Homeless housing free-for-all

More information has come to light surrounding the opening of a homeless shelter in Zerega that left both residents and elected officials in the dark as to the plans of the Department of Homeless Services to house 38 needy families.

Commissioner Robert Hess of DHS and representatives from the mayor’s office, as well as Hector Diaz of service provider Basics Housing Inc., met neighborhood and business leaders at Community Board 10 on Friday, August 28. The meeting was at times contentious, according to those present.

Councilman Jimmy Vacca said he was blindsided by DHS, who didn’t provide notification to any elected officials and said the service provider accidently didn’t notify the community board before moving 10 homeless families into a brand new apartment building at 1564 St. Peter’s Avenue.

“This agency’s conduct has caused damage to the Zerega community and the only way to remedy this is to discontinue this use [as a homeless shelter,]” Councilman Vacca said. “[The agency] acknowledged that it never did a needs assessment study or consulted with elected officials.”

According to Vacca, no one was notified because of a homeless housing emergency declared by Commissioner Hess after an uptick in homelessness this summer.
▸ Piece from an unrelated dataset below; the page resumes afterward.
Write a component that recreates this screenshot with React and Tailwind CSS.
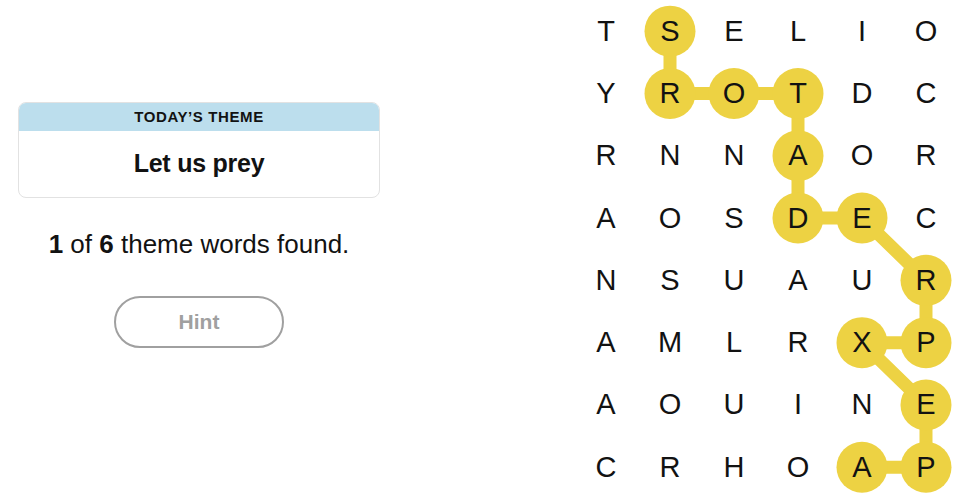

“I can remember this agency claiming an emergency 50 to 60 times in the past,” Vacca said “Declaring an emergency does not mean they can move people in during the middle of the night. The Zerega community should not have this shelter forced upon us because of a perceived emergency on the part of this commissioner.”

The meeting drew a wide array of elected officials and community and business leaders, despite the fact that it was held at 3 p.m. in the afternoon. Many saw DHS, which is a mayoral agency, as steamrolling this project into an area that is already over-saturated by social service agencies.

“This is Mayor Bloomberg telling the community to drop dead,” said Assemblyman Michael Benedetto. “What the mayor’s office is doing is an insult to the Zerega community, which has opened its arms to social service programs time and time again and is now being abused by the city of New York. Benedetto added: “The question is how long can you continue to dump social service programs in Zerega before the scales tip and people decide it is no longer a desirable community? I am going to be reaching out to attorneys to see what legal options we can use to bring the city into court and stop them from moving forward.”

DHS Commissioner Hess apologized for failing to communicate effectively, though he said it was only an oversight, according to those present. The press was barred from the meeting.